# RECORDED INFORMATION
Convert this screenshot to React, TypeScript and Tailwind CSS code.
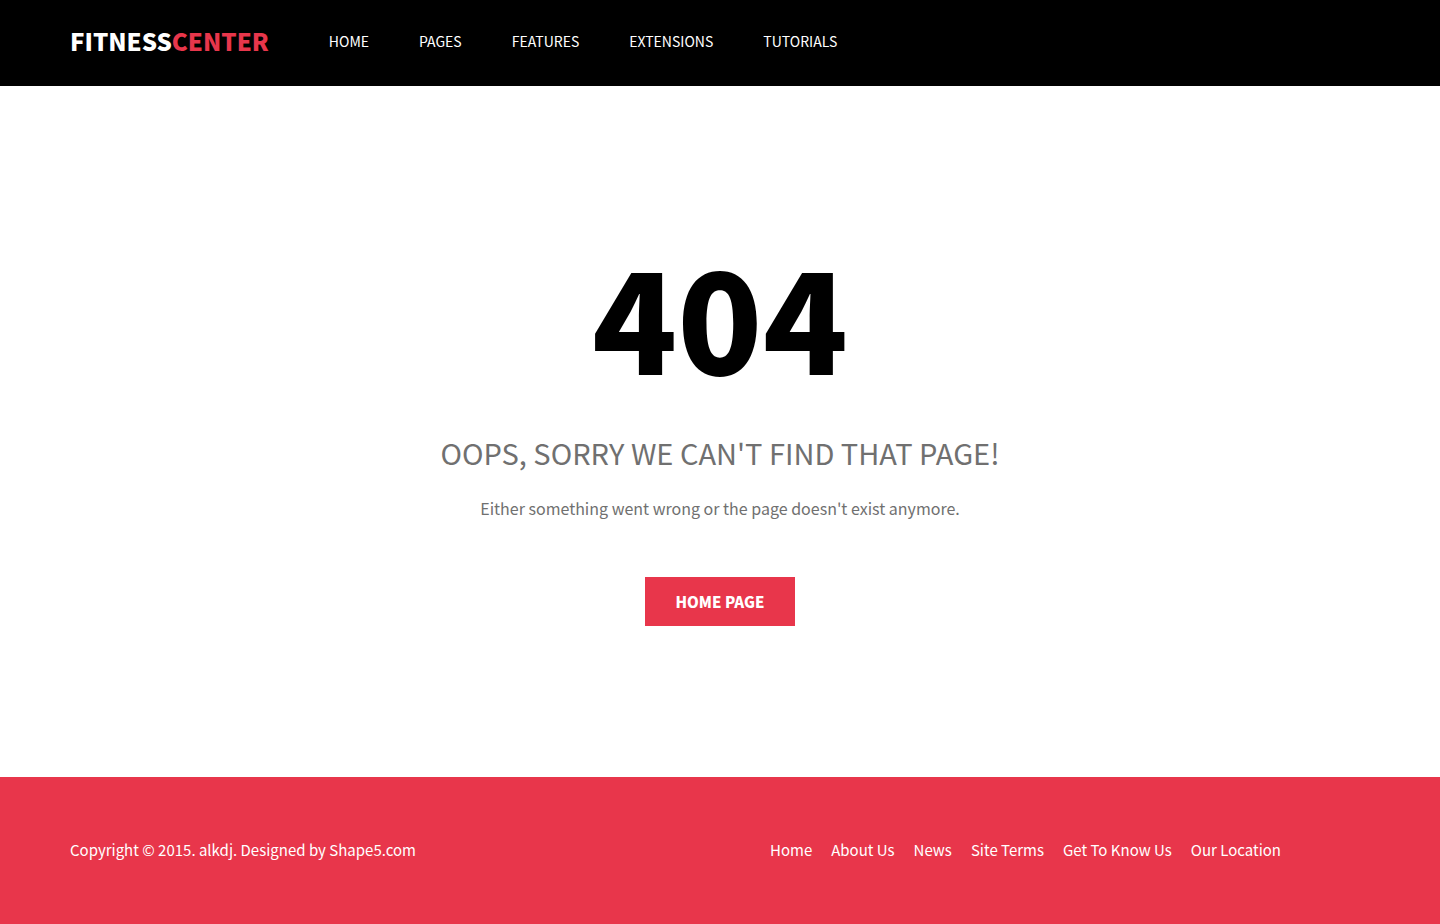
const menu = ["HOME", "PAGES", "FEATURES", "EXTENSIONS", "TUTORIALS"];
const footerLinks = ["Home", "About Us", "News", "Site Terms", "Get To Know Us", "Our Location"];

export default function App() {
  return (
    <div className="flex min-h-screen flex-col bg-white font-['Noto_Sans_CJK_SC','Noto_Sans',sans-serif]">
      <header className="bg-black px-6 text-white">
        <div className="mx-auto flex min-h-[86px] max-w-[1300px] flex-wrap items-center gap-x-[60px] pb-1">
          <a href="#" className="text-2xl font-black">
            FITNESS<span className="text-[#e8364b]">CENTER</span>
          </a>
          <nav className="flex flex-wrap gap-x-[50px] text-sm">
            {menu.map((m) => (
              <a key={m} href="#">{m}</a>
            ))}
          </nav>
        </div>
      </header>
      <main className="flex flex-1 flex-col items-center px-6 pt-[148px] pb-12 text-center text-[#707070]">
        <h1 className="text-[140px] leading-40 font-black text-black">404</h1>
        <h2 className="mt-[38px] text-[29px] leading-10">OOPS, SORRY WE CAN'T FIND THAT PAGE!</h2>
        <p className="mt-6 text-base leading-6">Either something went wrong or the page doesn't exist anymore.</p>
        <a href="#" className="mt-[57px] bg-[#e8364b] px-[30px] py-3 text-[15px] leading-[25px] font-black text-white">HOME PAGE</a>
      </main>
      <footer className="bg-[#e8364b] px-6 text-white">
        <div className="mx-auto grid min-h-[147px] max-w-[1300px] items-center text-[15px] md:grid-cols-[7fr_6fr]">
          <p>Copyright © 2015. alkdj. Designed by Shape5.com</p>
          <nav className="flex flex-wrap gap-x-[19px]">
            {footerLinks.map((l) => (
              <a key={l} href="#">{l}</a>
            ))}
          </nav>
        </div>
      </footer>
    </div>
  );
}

# OBJECTIVE
Reproduce the material above in full and without alteration, but skip all pictures.

# TASK OUTPUT
Convert this screenshot to React, TypeScript and Tailwind CSS code.
const menu = ["HOME", "PAGES", "FEATURES", "EXTENSIONS", "TUTORIALS"];
const footerLinks = ["Home", "About Us", "News", "Site Terms", "Get To Know Us", "Our Location"];

export default function App() {
  return (
    <div className="flex min-h-screen flex-col bg-white font-['Noto_Sans_CJK_SC','Noto_Sans',sans-serif]">
      <header className="bg-black px-6 text-white">
        <div className="mx-auto flex min-h-[86px] max-w-[1300px] flex-wrap items-center gap-x-[60px] pb-1">
          <a href="#" className="text-2xl font-black">
            FITNESS<span className="text-[#e8364b]">CENTER</span>
          </a>
          <nav className="flex flex-wrap gap-x-[50px] text-sm">
            {menu.map((m) => (
              <a key={m} href="#">{m}</a>
            ))}
          </nav>
        </div>
      </header>
      <main className="flex flex-1 flex-col items-center px-6 pt-[148px] pb-12 text-center text-[#707070]">
        <h1 className="text-[140px] leading-40 font-black text-black">404</h1>
        <h2 className="mt-[38px] text-[29px] leading-10">OOPS, SORRY WE CAN'T FIND THAT PAGE!</h2>
        <p className="mt-6 text-base leading-6">Either something went wrong or the page doesn't exist anymore.</p>
        <a href="#" className="mt-[57px] bg-[#e8364b] px-[30px] py-3 text-[15px] leading-[25px] font-black text-white">HOME PAGE</a>
      </main>
      <footer className="bg-[#e8364b] px-6 text-white">
        <div className="mx-auto grid min-h-[147px] max-w-[1300px] items-center text-[15px] md:grid-cols-[7fr_6fr]">
          <p>Copyright © 2015. alkdj. Designed by Shape5.com</p>
          <nav className="flex flex-wrap gap-x-[19px]">
            {footerLinks.map((l) => (
              <a key={l} href="#">{l}</a>
            ))}
          </nav>
        </div>
      </footer>
    </div>
  );
}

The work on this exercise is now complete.